脊髄小脳変性症で正しいのはどれか。2つ選べ。
- Frenkel体操は無効である。
- 視覚障害を伴うことが多い。
- 包括的な評価指標にSARAがある。
- 患者数は非遺伝性に比べて遺伝性が多い。
- 自律神経障害は非遺伝性に比べて遺伝性が少ない。
解答解説
正解は3. 包括的な評価指標にSARAがあると5. 自律神経障害は非遺伝性に比べて遺伝性が少ないです。
脊髄小脳変性症(SCD:Spinocerebellar Degeneration)は、小脳・脊髄・脳幹を中心に進行性の変性を引き起こす疾患群です。運動失調や姿勢保持障害が主な症状であり、評価や治療には専門的な指標とリハビリテーションが必要です。
各選択肢の解説
- Frenkel体操は無効である。
Frenkel体操は運動失調に対するリハビリテーションの一つであり、運動制御を視覚的に補助することで症状改善を図ります。運動失調を持つSCD患者に対して有効であるため、この選択肢は誤りです。 - 視覚障害を伴うことが多い。

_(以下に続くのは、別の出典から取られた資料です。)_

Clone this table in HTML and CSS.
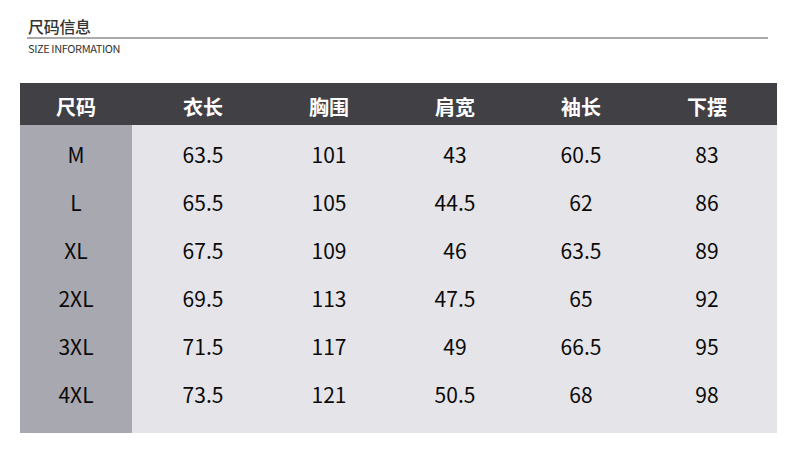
FILE: index.html
```html
<!DOCTYPE html>
<html lang="zh-CN">
<head>
<meta charset="utf-8">
<link rel="stylesheet" href="styles.css">
</head>
<body>
<div class="page">
  <header class="title">
    <div class="title-cn">尺码信息</div>
    <div class="title-rule"></div>
    <div class="title-en">SIZE INFORMATION</div>
  </header>
  <div class="table">
    <div class="row head">
      <div class="cell first">尺码</div>
      <div class="cell">衣长</div>
      <div class="cell">胸围</div>
      <div class="cell">肩宽</div>
      <div class="cell">袖长</div>
      <div class="cell">下摆</div>
    </div>
    <div class="body">
      <div class="row"><div class="cell first">M</div><div class="cell">63.5</div><div class="cell">101</div><div class="cell">43</div><div class="cell">60.5</div><div class="cell">83</div></div>
      <div class="row"><div class="cell first">L</div><div class="cell">65.5</div><div class="cell">105</div><div class="cell">44.5</div><div class="cell">62</div><div class="cell">86</div></div>
      <div class="row"><div class="cell first">XL</div><div class="cell">67.5</div><div class="cell">109</div><div class="cell">46</div><div class="cell">63.5</div><div class="cell">89</div></div>
      <div class="row"><div class="cell first">2XL</div><div class="cell">69.5</div><div class="cell">113</div><div class="cell">47.5</div><div class="cell">65</div><div class="cell">92</div></div>
      <div class="row"><div class="cell first">3XL</div><div class="cell">71.5</div><div class="cell">117</div><div class="cell">49</div><div class="cell">66.5</div><div class="cell">95</div></div>
      <div class="row"><div class="cell first">4XL</div><div class="cell">73.5</div><div class="cell">121</div><div class="cell">50.5</div><div class="cell">68</div><div class="cell">98</div></div>
    </div>
  </div>
</div>
</body>
</html>
```
FILE: styles.css
```css
* { box-sizing: border-box; margin: 0; padding: 0; }
html, body { background: #ffffff; }
body {
  font-family: "Noto Sans CJK SC", "Noto Sans", sans-serif;
  width: 790px;
  height: 449px;
  overflow: hidden;
}
.page {
  padding-top: 17px;
}
.title {
  padding-left: 27px;
  width: 768px;
}
.title-cn {
  font-size: 16px;
  line-height: 19px;
  color: #333333;
  font-weight: 500;
  padding-left: 1px;
  letter-spacing: -0.3px;
}
.title-rule {
  height: 2px;
  background: #aaaaaa;
  margin-top: 1px;
}
.title-en {
  font-size: 11px;
  line-height: 12px;
  color: #333333;
  margin-top: 3px;
  padding-left: 1px;
  letter-spacing: -0.4px;
}
.table {
  margin-top: 29px;
  margin-left: 20px;
  width: 757px;
}
.row {
  display: flex;
  align-items: stretch;
}
.cell {
  width: 126px;
  display: flex;
  align-items: center;
  justify-content: center;
}
.cell.first {
  width: 112px;
  margin-right: 8px;
}
.head {
  background: #414045;
  height: 42px;
  color: #ffffff;
  font-size: 20px;
  font-weight: 700;
}
.head .cell { padding-top: 4px; }
.body {
  background: #e5e4e9;
  background-image: linear-gradient(to right, #a8a8b0 0, #a8a8b0 112px, transparent 112px);
  padding-top: 4px;
  padding-bottom: 16px;
}
.body .row {
  height: 48px;
  font-size: 21px;
  color: #0a0a0a;
}
.body .cell { padding-top: 1px; }
```
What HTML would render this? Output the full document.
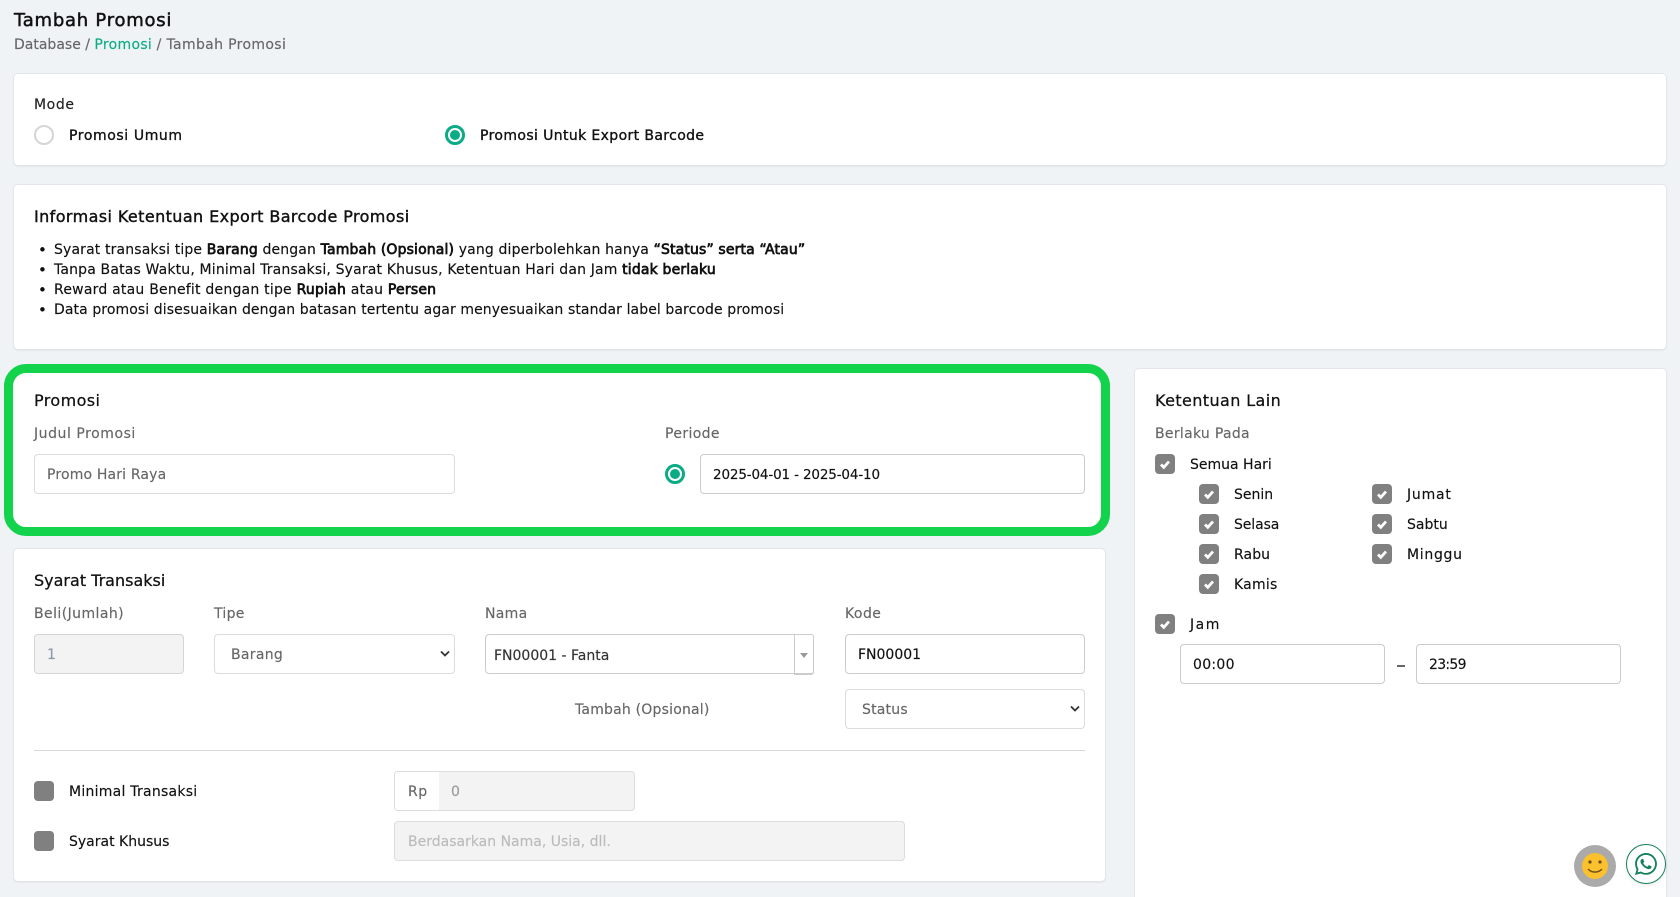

SCDの主な症状は運動失調や構音障害、平衡障害であり、視覚障害を主要症状として伴うことはまれです。この選択肢は誤りです。 - 包括的な評価指標にSARAがある。(正解)
SARA(Scale for the Assessment and Rating of Ataxia)は、小脳性運動失調の評価指標であり、運動失調を中心に包括的な評価が可能です。SCD患者の評価に広く用いられています。この選択肢は正解です。 - 患者数は非遺伝性に比べて遺伝性が多い。
SCDは非遺伝性(孤発性)の多系統萎縮症(MSA)が多くを占めており、遺伝性疾患よりも頻度が高いです。この選択肢は誤りです。 - 自律神経障害は非遺伝性に比べて遺伝性が少ない。(正解)
自律神経障害(排尿障害や起立性低血圧など)は、非遺伝性(MSA)で特に顕著です。一方で、遺伝性SCDでは自律神経障害の頻度は少ない傾向があります。この選択肢は正解です。
ワンポイントアドバイス
SCDのリハビリテーションでは、運動失調を補助するFrenkel体操やバランス訓練が重要です。また、評価指標としてSARAを用いることで運動失調の定量的な評価が可能です。非遺伝性疾患である多系統萎縮症(MSA)では自律神経障害が顕著なため、症状に応じた対応が必要です。